OmegaT is a translation memory application intended for professional translators. It does not translate for you (software that does this is called "machine translation"). It features fuzzy matching, match propagation, simultaneous processing of multiple-file projects, simultaneous use of multiple translation memories, and external glossaries. Document file formats include plain text, HTML, and OpenOffice.org/StarOffice. It has Unicode (UTF-8) support (can be used with non-Latin alphabets). It is compatible with other translation memory applications (TMX Level 1).
Openbakery Translation is an internationalization tool for Java. Unlike standard i18n in Java, openbakery translation uses the text in the default locale as the key. There is also a tool which checks all of the source code for translations. This tool then provides a list of key/value pairs which have to be added to a certain resource file, and another list of pairs which can be removed. The translation works by simply calling a static method called "translate". The code works out of the box, without writing any properties files. You only write properties files when you really translate the program to a second language.
PEAR Validate is a set of useful methods to validate various kinds of data. It supports numbers (min/max, decimal, or not), email addresses (syntax, domain check, RFC 822), strings (alpha, upper and/or lowercase, numeric), dates (min, max), URIs (RFC 2396), and more. It also has many locale validation rules, specialized for each country or region (US, FR, UK, DE) or application domain (such as finance).
PHP Net_IDNA is a class to convert between the Punycode and Unicode formats. Punycode is a standard described in RFC 3492 and part of IDNA (Internationalizing Domain Names in Applications [RFC3490]) . This class allows PHP scripts to convert these domain names without having one of the PHP extensions installed. It supports both IDNA 2003 and IDNA 2008.

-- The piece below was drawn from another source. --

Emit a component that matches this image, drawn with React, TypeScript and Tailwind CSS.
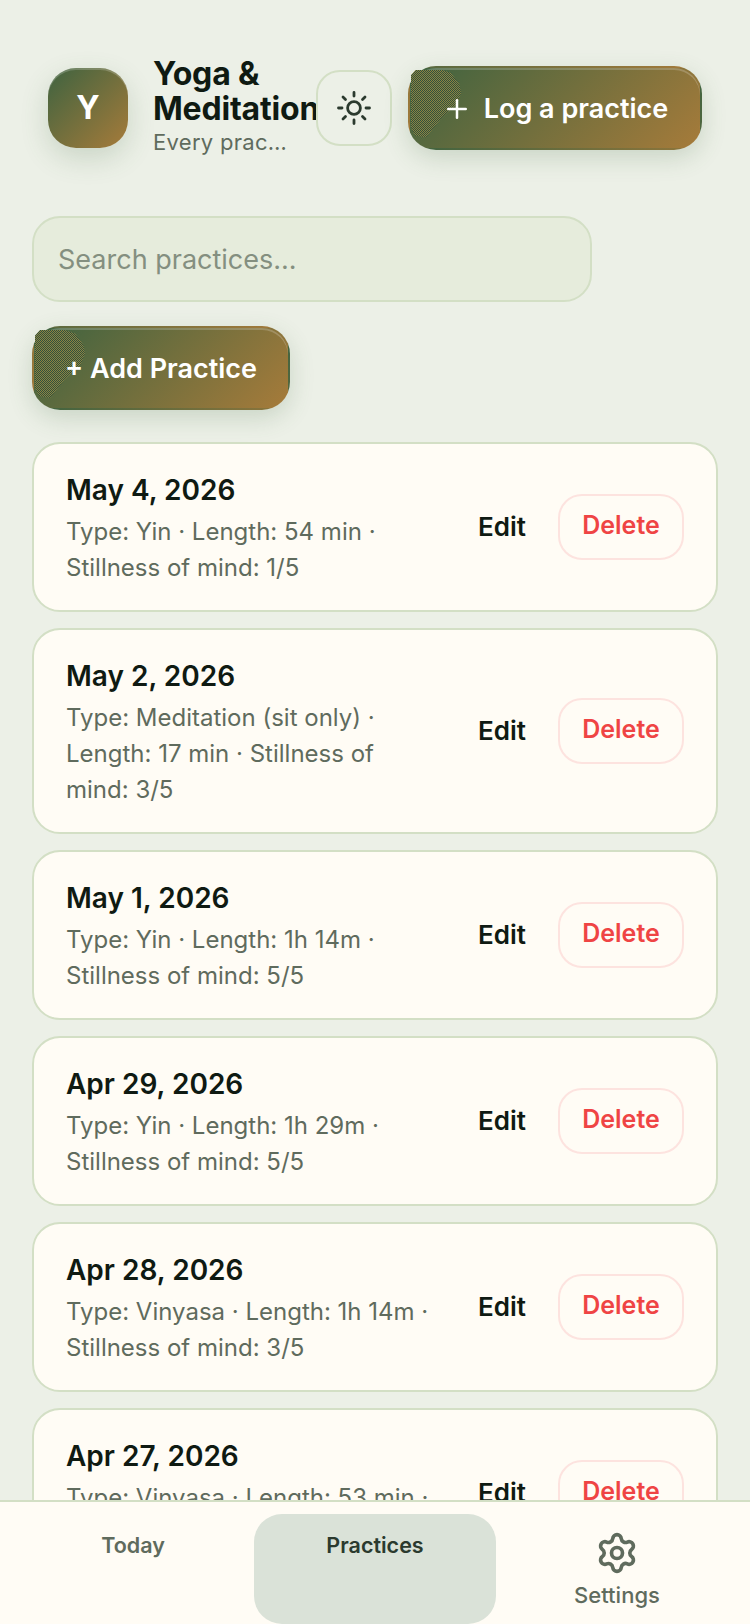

Piragibe is a business database driven application framework. Its main goal is to mimic, as closely as possible, the capabilities and behaviour of Oracle Forms. It offers a metaphor that resembles Oracle Developer with data blocks, forms, triggers, and events, a neat layer of data validation capable of validating fields, records, and blocks of records under programmatic control, clear separation and independence between database access, programmatic views of database data and visual presentation of data and information, access to any database supported by PHP, national language support, and the ability to develop CRUD applications with a few lines of code.
Pootle is a Web-based translation and translation management tool. It provides a rich set of features for mangaging a translation project. It integrates components of the Translate Toolkit to provide error checkers for translation messages and the ability to download files in a number of formats: PO, XLIFF, CSV. Pootle can also provide compiled PO files for download. You can use it to assign work to translators in your team, and you can define goals to help focus the efforts of your translation. Pootle can run without a Web server or be proxied through your existing Apache server.